Board games are often (but not always) games of perfect and complete information. Card games are typically games of imperfect and complete information. This latter term, "complete information", means that even if not all of the game state is public, the intrinsic rules and structure of the game are public. Both chess and poker are complete, because we know the rules, win conditions and incentives for all players.

This is all to say that games of perfect information are relatively easy for a computer to win, while games of imperfect information are harder. And of course, games of incomplete information can be much more difficult :)

A human might not be able to, but a computer can. Isn't the explicit reason research shifted to using Go the fact that you can't just number crunch your way through it?
AlphaGo Zero did precisely that. Most of its computations were done on a huge array of GPUs. The problem with Go is that look-ahead is more of a problem than in Chess, as Go has roughly between five and ten times as many possible moves at each point in the game. So Go was more of a challenge, and master-level play was only made possible by advances in computer hardware.
Chess was already easy for computers. That's why Arimaa came to be.
When you can solve chess, you can solve a whole class of decision-making problems

If this were true, there would be a vast demand for grandmasters in commerce, government, the military... and there just isn’t. Poker players suffer from similar delusions about how their game can be generalised to other domains.

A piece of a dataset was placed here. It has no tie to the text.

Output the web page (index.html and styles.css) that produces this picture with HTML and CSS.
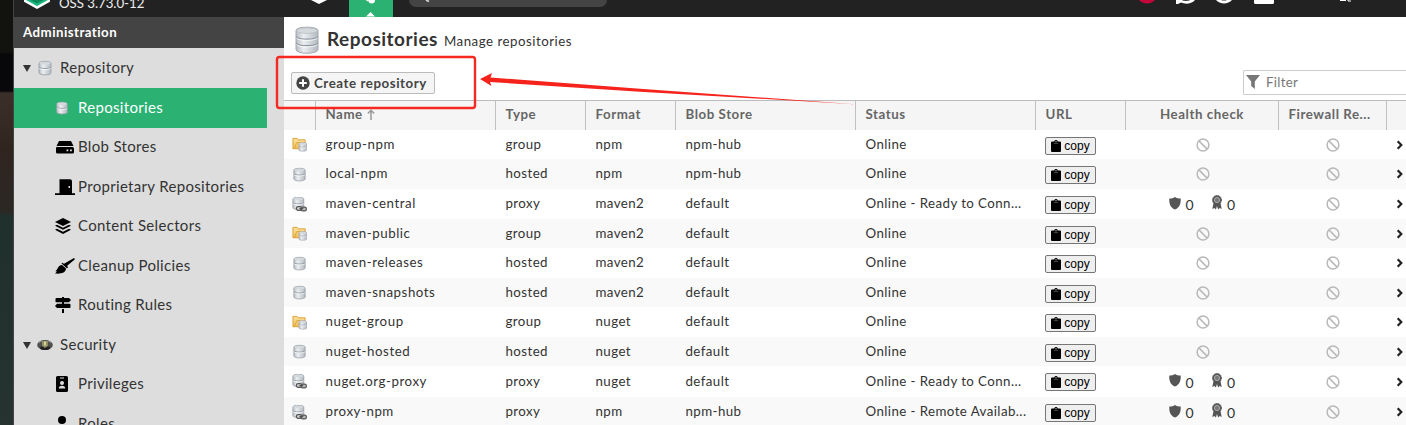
FILE: index.html
```
<!DOCTYPE html>
<html lang="en">
<head>
<meta charset="utf-8">
<title>Repositories</title>
<link rel="stylesheet" href="styles.css">
</head>
<body>
<svg class="defs" width="0" height="0">
  <defs>
    <linearGradient id="metal" x1="0" x2="1"><stop offset="0" stop-color="#b6bcc2"/><stop offset=".35" stop-color="#eceff1"/><stop offset="1" stop-color="#b2b8c0"/></linearGradient>
    <linearGradient id="gold" x1="0" y1="0" x2="0" y2="1"><stop offset="0" stop-color="#fbe3a0"/><stop offset="1" stop-color="#efbd52"/></linearGradient>
    <symbol id="db" viewBox="0 0 16 16">
      <path d="M2 3.2C2 .8 14 .8 14 3.2v9.700c0 2.600-12 2.600-12 0z" fill="url(#metal)" stroke="#9ca3aa" stroke-width=".9"/>
      <ellipse cx="8" cy="3.200" rx="5.500" ry="1.400" fill="#d3d9dd"/>
      <path d="M2.200 7.300c1.500 1.700 10.100 1.700 11.600 0" fill="none" stroke="#8d949c" stroke-width=".9"/>
      <path d="M2.200 8.300c1.500 1.700 10.100 1.700 11.600 0" fill="none" stroke="#fff" stroke-width=".7"/>
    </symbol>
    <symbol id="group" viewBox="0 0 16 16">
      <path d="M1 1.500h4.500l1 1.500H14v9.500H1z" fill="url(#gold)" stroke="#dc9f34"/>
      <path d="M2.500 12.500L5 6h9" fill="none" stroke="#dfa33d"/>
      <use href="#db" x="6" y="5" width="11" height="11"/>
    </symbol>
    <symbol id="proxy" viewBox="0 0 16 16">
      <use href="#db" x="-1" y="-1" width="15.500" height="15.500"/>
      <rect x="4.700" y="10.200" width="5.600" height="4" rx="1.700" fill="#ccc" stroke="#555" stroke-width="1.300"/>
      <rect x="9.700" y="10.700" width="5.600" height="4" rx="1.700" fill="#bbb" stroke="#555" stroke-width="1.300"/>
      <path d="M8 12.500h4" stroke="#444" stroke-width="1.200"/>
    </symbol>
    <symbol id="ban" viewBox="0 0 14 14"><circle cx="7" cy="7" r="5.900" fill="none" stroke="#b9b9b9" stroke-width="1.500"/><path d="M2.900 2.900l8.200 8.200" stroke="#b9b9b9" stroke-width="1.500"/></symbol>
    <symbol id="clip" viewBox="0 0 10 12"><path d="M1 1.500h2.200a1.850 1.850 0 0 1 3.600 0H9a1 1 0 0 1 1 1V11a1 1 0 0 1-1 1H1a1 1 0 0 1-1-1V2.500a1 1 0 0 1 1-1z"/><path d="M2.800 3.400h4.400" stroke="#777" stroke-width=".6"/><circle cx="5" cy="1.700" r=".6" fill="#ddd"/></symbol>
    <symbol id="chev" viewBox="0 0 8 10"><path d="M1.700 1.300L5.300 5 1.700 8.700" fill="none" stroke="#222" stroke-width="2.200"/></symbol>
    <symbol id="shield" viewBox="0 0 12 13"><path d="M6 0c1.600 1.200 3.500 1.600 5.700 1.600C11.900 6.500 11 10.500 6 12.600 1 10.500.1 6.500.3 1.600 2.500 1.600 4.400 1.200 6 0z" fill="#555"/></symbol>
    <symbol id="award" viewBox="0 0 12 15"><path d="M2.500 8L1.300 14l2.100-1 1.500 1.500L6 11l1.100 3.500L8.600 13l2.100 1L9.500 8z" fill="#555"/><circle cx="6" cy="5" r="4.500" fill="#555" stroke="#555" stroke-dasharray="1.400 .8"/><circle cx="6" cy="5" r="2.600" fill="#777" stroke="#bbb" stroke-width=".8"/></symbol>
  </defs>
</svg>
<div class="app">
  <div class="desk"></div>
  <div class="window">
    <header class="top">
      <div class="brand">
        <svg class="hex" width="26" height="9" viewBox="0 0 26 9"><path d="M1 0v.8L13 7.500 25 .8V0" fill="#1eb980" stroke="#fff" stroke-width="2.500"/><path d="M6 0l7 3.600L20 0z" fill="#0c8a5d"/></svg>
        <span class="version">OSS 3.73.0-12</span>
      </div>
      <svg class="cube" width="16" height="4" viewBox="0 0 16 4"><path d="M0 0h16L8 4z" fill="#fff"/></svg>
      <div class="mode">
        <svg width="44" height="17" viewBox="0 0 44 17"><path d="M19 0h7c.5 4.500-6.500 5-7 0z" fill="#fff"/><path d="M16.500 0h3l-.5 1.500z" fill="#fff"/><path d="M17 16.500L21.500 12l4.500 4.500z" fill="#fff"/></svg>
      </div>
      <div class="search"><svg width="100" height="4" viewBox="0 0 100 4"><path d="M17 0l3 1.500" stroke="#ddd" stroke-width="1.500"/><path d="M101 0v2" stroke="#999"/></svg></div>
      <svg class="tools" width="220" height="6" viewBox="0 0 220 6">
        <path d="M0 0h16c-4 4.500-12 4.500-16 0z" fill="#c5073c"/>
        <path d="M37 4V0h6c2 1.200 6 1.200 8 0h5c-3.500 4-9.500 4.500-14 2.500L39 4z" fill="#fff"/>
        <path d="M77 0h5c2 .8 4 .8 6 0h5c-4 4.500-12 4.500-16 0z" fill="#fff"/>
        <path d="M115 0h20v2.500q0 1.500-1.500 1.500h-17q-1.500 0-1.500-1.500z" fill="#fff"/>
        <path d="M201 .5h6M209 0v1h3" stroke="#fff" fill="none"/>
      </svg>
    </header>
    <div class="main">
      <nav class="side">
        <h2 class="side-title">Administration</h2>
        <div class="node root"><i class="tri"></i><svg class="ni" width="16" height="16"><use href="#db"/></svg><span class="tx">Repository</span></div>
        <div class="node leaf on"><svg class="ni" width="14" height="14"><use href="#db"/></svg><span class="tx">Repositories</span></div>
        <div class="node leaf short"><svg class="ni" width="20" height="14" viewBox="0 0 20 14"><path d="M4 1h12l2.500 5h-17z"/><path fill-rule="evenodd" d="M2 7h15.500q1.500 0 1.500 1.500V12q0 1.500-1.500 1.500h-15Q1 13.500 1 12V8q0-1 1-1zm9.500 2.500v1.800h1.800V9.500zm3.500 0v1.800h1.800V9.500z"/></svg><span class="tx">Blob Stores</span></div>
        <div class="node leaf"><svg class="ni" width="20" height="16" viewBox="0 0 20 16"><path fill-rule="evenodd" d="M4.500.3H15q2 0 2 2v11.900h3V16H0v-1.800h4.500zM13.500 7v2H15V7z"/></svg><span class="tx">Proprietary Repositories</span></div>
        <div class="node leaf short"><svg class="ni" width="16" height="16" viewBox="0 0 16 16"><path d="M8 0l8 4-8 4-8-4zM2 6.800L8 9.700l6-2.900 2 1-8 4-8-4zM2 10.800l6 2.900 6-2.900 2 1L8 16l-8-4.200z"/></svg><span class="tx">Content Selectors</span></div>
        <div class="node leaf"><svg class="ni" width="20" height="16" viewBox="0 0 20 16"><path d="M0 15.500l2-2-1.600-.2C3 11.500 2.500 7.500 7 7l4 3.600c0 4.400-5.500 5.500-11 4.900z"/><path d="M7 4.800l2 1L19 0l1 1.300-7.800 6.500.8 2-1.200.5L6.500 5.500z"/></svg><span class="tx">Cleanup Policies</span></div>
        <div class="node leaf short"><svg class="ni" width="16" height="16" viewBox="0 0 16 16"><path d="M7 0h2v1h5l2 2-2 2.200H1Q.5 5.200.5 4.500V2q0-1 1-1H7zM7 5.200h2v1.600h5.500q1 0 1 1v2.200q0 1-1 1H2L0 9l2-2.200h5zM7 12h2v4H7z"/></svg><span class="tx">Routing Rules</span></div>
        <div class="node root"><i class="tri"></i><svg class="ni" width="16" height="12" viewBox="0 0 16 12"><ellipse cx="8" cy="6" rx="7.800" ry="5" fill="#4e504b"/><ellipse cx="8" cy="9" rx="5" ry="2" fill="#222"/><path d="M5 2h6v5l-3 2-3-2z" fill="#8f8e68"/><path d="M8 2.500v4" stroke="#eeeaa0" stroke-width="1.500"/><path d="M2 4q2-2 3-2M11 2q2 0 3 2" stroke="#999" fill="none"/></svg><span class="tx">Security</span></div>
        <div class="node leaf short"><svg class="ni" width="14" height="16" viewBox="0 0 14 16"><path fill-rule="evenodd" d="M2.500 0h9q1.500 0 1.500 1.500v13q0 1.500-1.500 1.500h-9Q1 16 1 14.500v-13Q1 0 2.500 0zM5 1.500v1h4v-1z"/><circle cx="7" cy="7" r="2" fill="#ddd"/><path d="M3.800 12.500q0-2.700 3.200-2.700t3.200 2.700z" fill="#ddd"/></svg><span class="tx">Privileges</span></div>
        <div class="node leaf"><svg class="ni" width="14" height="16" viewBox="0 0 14 16"><circle cx="7" cy="4" r="4"/><path d="M0 16q0-7 7-7t7 7z"/></svg><span class="tx">Roles</span></div>
      </nav>
      <section class="content">
        <div class="heading"><svg width="28" height="29" viewBox="0 0 28 29"><path d="M3 4.500C3 0 25 0 25 4.500v19c0 5-22 5-22 0z" fill="url(#metal)" stroke="#a4abb2"/><ellipse cx="14" cy="4.700" rx="10.300" ry="2.700" fill="#d4d9dd" stroke="#b4babf" stroke-width=".7"/><path d="M3 10.500c2 3.500 20 3.500 22 0M3 17c2 3.500 20 3.500 22 0" fill="none" stroke="#8d96a0" stroke-width="1.200"/><path d="M3.500 12c2 3.200 19 3.200 21 0M3.500 18.500c2 3.200 19 3.200 21 0" fill="none" stroke="#fff" stroke-width=".8"/></svg><h1>Repositories</h1><span class="sub">Manage repositories</span></div>
        <div class="bar">
          <button class="create"><svg width="14" height="14" viewBox="0 0 14 14"><circle cx="7" cy="7" r="6.700" fill="#444"/><path d="M7 3.200v7.600M3.200 7h7.600" stroke="#fff" stroke-width="2"/></svg><span>Create repository</span></button>
          <div class="filter"><svg width="14" height="14" viewBox="0 0 14 14"><path d="M0 0h14L8.800 6.500V14L5.200 11V6.500z" fill="#777"/></svg><span>Filter</span></div>
        </div>
        <div class="cols row head"><b></b><b class="sorted">Name<svg width="8" height="11" viewBox="0 0 8 11"><path d="M4 11V1.500M.8 4.500L4 1.300l3.200 3.200" fill="none" stroke="#999" stroke-width="1.500"/></svg></b><b>Type</b><b>Format</b><b>Blob Store</b><b>Status</b><b>URL</b><b class="mid">Health check</b><b class="fw">Firewall Re...</b><b></b></div>
        <div class="cols row r29"><svg class="ri"><use href="#group"/></svg><span class="name">group-npm</span><span>group</span><span>npm</span><span>npm-hub</span><span>Online</span><button class="copy"><svg><use href="#clip"/></svg>copy</button><svg class="ban"><use href="#ban"/></svg><svg class="ban"><use href="#ban"/></svg><svg class="chev"><use href="#chev"/></svg></div>
        <div class="cols row alt"><svg class="ri"><use href="#db"/></svg><span class="name">local-npm</span><span>hosted</span><span>npm</span><span>npm-hub</span><span>Online</span><button class="copy"><svg><use href="#clip"/></svg>copy</button><svg class="ban"><use href="#ban"/></svg><svg class="ban"><use href="#ban"/></svg><svg class="chev"><use href="#chev"/></svg></div>
        <div class="cols row"><svg class="ri"><use href="#proxy"/></svg><span class="name">maven-central</span><span>proxy</span><span>maven2</span><span>default</span><span>Online - Ready to Conn...</span><button class="copy"><svg><use href="#clip"/></svg>copy</button><div class="health"><svg class="sh"><use href="#shield"/></svg><em>0</em><svg class="aw"><use href="#award"/></svg><em>0</em></div><svg class="ban"><use href="#ban"/></svg><svg class="chev"><use href="#chev"/></svg></div>
        <div class="cols row alt r29"><svg class="ri"><use href="#group"/></svg><span class="name">maven-public</span><span>group</span><span>maven2</span><span>default</span><span>Online</span><button class="copy"><svg><use href="#clip"/></svg>copy</button><svg class="ban"><use href="#ban"/></svg><svg class="ban"><use href="#ban"/></svg><svg class="chev"><use href="#chev"/></svg></div>
        <div class="cols row"><svg class="ri"><use href="#db"/></svg><span class="name">maven-releases</span><span>hosted</span><span>maven2</span><span>default</span><span>Online</span><button class="copy"><svg><use href="#clip"/></svg>copy</button><svg class="ban"><use href="#ban"/></svg><svg class="ban"><use href="#ban"/></svg><svg class="chev"><use href="#chev"/></svg></div>
        <div class="cols row alt r29"><svg class="ri"><use href="#db"/></svg><span class="name">maven-snapshots</span><span>hosted</span><span>maven2</span><span>default</span><span>Online</span><button class="copy"><svg><use href="#clip"/></svg>copy</button><svg class="ban"><use href="#ban"/></svg><svg class="ban"><use href="#ban"/></svg><svg class="chev"><use href="#chev"/></svg></div>
        <div class="cols row"><svg class="ri"><use href="#group"/></svg><span class="name">nuget-group</span><span>group</span><span>nuget</span><span>default</span><span>Online</span><button class="copy"><svg><use href="#clip"/></svg>copy</button><svg class="ban"><use href="#ban"/></svg><svg class="ban"><use href="#ban"/></svg><svg class="chev"><use href="#chev"/></svg></div>
        <div class="cols row alt r29"><svg class="ri"><use href="#db"/></svg><span class="name">nuget-hosted</span><span>hosted</span><span>nuget</span><span>default</span><span>Online</span><button class="copy"><svg><use href="#clip"/></svg>copy</button><svg class="ban"><use href="#ban"/></svg><svg class="ban"><use href="#ban"/></svg><svg class="chev"><use href="#chev"/></svg></div>
        <div class="cols row r31"><svg class="ri"><use href="#proxy"/></svg><span class="name">nuget.org-proxy</span><span>proxy</span><span>nuget</span><span>default</span><span>Online - Ready to Conn...</span><button class="copy"><svg><use href="#clip"/></svg>copy</button><div class="health"><svg class="sh"><use href="#shield"/></svg><em>0</em><svg class="aw"><use href="#award"/></svg><em>0</em></div><svg class="ban"><use href="#ban"/></svg><svg class="chev"><use href="#chev"/></svg></div>
        <div class="cols row alt"><svg class="ri"><use href="#proxy"/></svg><span class="name">proxy-npm</span><span>proxy</span><span>npm</span><span>npm-hub</span><span>Online - Remote Availab...</span><button class="copy"><svg><use href="#clip"/></svg>copy</button><div class="health"><svg class="sh"><use href="#shield"/></svg><em>0</em><svg class="aw"><use href="#award"/></svg><em>0</em></div><svg class="ban"><use href="#ban"/></svg><svg class="chev"><use href="#chev"/></svg></div>
      </section>
    </div>
  </div>
  <svg class="callout" width="1406" height="425" viewBox="0 0 1406 425"><rect x="277" y="57" width="198" height="51" rx="2.500" fill="none" stroke="#f5291f" stroke-width="2.400"/><path d="M480 79l12-6-1.500 4.500L640 88.800 855 104.200 640 91.800 490 82l1.500 4z" fill="#f5231b"/></svg>
</div>
</body>
</html>
```
FILE: styles.css
```
* { box-sizing: border-box; }
body { margin: 0; font-family: Lato, "Open Sans", sans-serif; color: #333; overflow: hidden; }
.defs { position: absolute; }
svg { display: block; flex: none; }
h1, h2 { margin: 0; }
.app { position: relative; display: flex; width: 1406px; height: 425px; overflow: hidden; background: #fff; }
.desk { width: 14px; flex: none; background: linear-gradient(#12130f 0 52px, #08080b 54px 91px, #3b3029 93px, #30241f 150px, #2b2824 212px, #20302d 216px, #263330 425px); border-right: 1px solid #444; }
.window { width: 1392px; flex: none; }
.top { display: flex; align-items: flex-start; height: 17px; background: #222; overflow: hidden; }
.brand { display: flex; width: 297px; padding-left: 10px; color: #eee; }
.version { margin: -5px 0 0 9px; font-size: 13.300px; line-height: 17px; letter-spacing: -.05px; }
.cube { margin-right: 22px; }
.mode { width: 44px; height: 17px; background: #2bb273; }
.search { width: 198px; height: 7px; margin-left: 16px; background: #444; border-radius: 0 0 12px 12px; }
.tools { margin-left: 532px; }
.main { display: flex; height: 408px; }
.side { width: 270px; flex: none; background: #ddd; overflow: hidden; }
.side-title { height: 31px; padding-left: 9px; background: #444; color: #fff; font-size: 13.300px; line-height: 31px; letter-spacing: .45px; }
.node { display: flex; align-items: center; height: 40px; font-size: 15px; letter-spacing: .32px; }
.root { padding-left: 9px; }
.leaf { padding-left: 41px; }
.short { height: 39px; }
.on { width: 253px; background: #2bb273; color: #fff; }
.tri { border: 4px solid transparent; border-top: 7px solid #333; border-bottom: 0; margin-right: 6px; }
.ni { overflow: visible; }
.root .tx { margin-left: 7px; }
.tx { padding-bottom: 2px; }
.leaf .ni { margin: -1px auto 0 0; }
.leaf .tx { width: 206px; flex: none; padding-bottom: 3px; }
.on .tx { width: 189px; }
.content { width: 1122px; flex: none; }
.heading { display: flex; height: 48px; padding: 9px 0 0 9px; }
.heading h1 { margin-left: 6px; font-size: 19px; line-height: 25px; letter-spacing: .5px; }
.sub { margin-left: 6px; font-size: 13.300px; line-height: 31px; letter-spacing: .5px; }
.bar { display: flex; justify-content: space-between; height: 35px; padding-left: 7px; }
.create { display: flex; align-items: center; gap: 4px; width: 144px; height: 22px; margin-top: 7px; padding: 0 4px 1px; border: 1px solid #bbb; border-radius: 2px; background: #f5f5f5; color: #444; font: bold 13.300px Lato, sans-serif; letter-spacing: .56px; white-space: nowrap; }
.filter { display: flex; align-items: center; gap: 6px; width: 163px; height: 25px; margin-top: 5px; padding: 0 0 1px 2px; border: 1px solid #ccc; border-right: 0; border-radius: 2px 0 0 2px; color: #777; font-size: 13.300px; letter-spacing: .3px; }
.cols { display: grid; grid-template-columns: 32px 180px 90px 90px 180px 180px 90px 153px 108px 19px; }
.row { align-items: center; height: 30px; font-size: 13.300px; letter-spacing: .42px; }
.row > span { padding-left: 9.500px; margin-top: -2px; white-space: nowrap; line-height: 20px; }
.row > .name { letter-spacing: .54px; }
.head { height: 30px; border-top: 1px solid #bbb; background: #f5f5f5; color: #666; letter-spacing: .55px; }
.head b { height: 29px; padding-left: 9.500px; line-height: 26px; border-right: 1px solid #c0c0c0; white-space: nowrap; }
.head b:last-child { border: 0; }
.head .sorted { display: flex; gap: 4px; }
.head .sorted svg { margin-top: 8px; }
.head .mid { padding: 0; text-align: center; }
.r29 { height: 29px; }
.r31 { height: 31px; }
.alt { background: #f9f9f9; }
.ri { width: 15px; height: 15px; margin-left: 8px; }
.copy { display: flex; align-self: start; align-items: center; justify-content: center; gap: 3px; width: 51px; height: 18px; margin: 7px 0 0 9px; padding: 0; border: 1px solid #767676; border-radius: 2px; background: #efefef; color: #000; font: 12px "Liberation Sans", Arial, sans-serif; }
.copy svg { width: 10px; height: 12px; }
.ban { width: 14px; height: 14px; justify-self: center; }
.chev { width: 8px; height: 10px; margin-left: 9px; }
.health { display: flex; align-items: center; justify-content: center; margin-top: 0; }
.health em { margin: 2px 0 0 4px; font-style: normal; font-size: 14px; line-height: 18px; }
.sh { width: 12px; height: 13px; margin-top: -2px; }
.aw { width: 12px; height: 15px; margin: -3px 0 0 17px; }
.callout { position: absolute; left: 0; top: 0; pointer-events: none; }
```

> Poker players suffer from similar delusions about how their game can be generalised to other domains.

Oh that's so true

Poker players in the real life would give up more often than not, whenever they didn't know enough about a situation or they didn't have enough resources for a win with a high probability.

And people can call your bluff even if you fold.

Those traits seem to me like a thing most people desperately need ... Everyone being confident in their assessment of everything seems like one of major problems of today's population.
I think batmansmk doesn't mean "when X is good at chess, X is automatically good at lots of other things", but "the traits that make you a good chess player (given enough training) also make you good at lots of other things (given enough training)".
I might suspect (but certainly cannot prove) that the traits that make a human good at playing chess are very different to the traits that make a machine good at playing chess, and as such I don't think we can assume that the machine skilled-chess-player will be good at lots of other things in an analagous way to the human skilled-chess-player.
And Gaius point stands before this argument as well, chess is seen as such a weak predictor that playing a game of chess or requesting an official ELO rating isn't used for hiring screening for instance.

I suspect that chess as a metagame is just so far developed that being "good at chess" means your general ability is really overtrained for chess.

Second world chess champion Emanuel Lasker spent a couple years studying Go and by his own report was dejected by his progress. Maybe he would have eventually reached high levels, but I've always found this story fascinating.
True, but I'd phrase it the other way around. The traits that make you (a human) good at general problem solving are also the traits that make you a good chess player. I do suspect, though, that there are some Chess-specific traits which boost your Chess performance but don't help much with general intelligence. (Consider, for example, the fact that Bobby Fischer wasn't considered a genius outside of his chosen field.)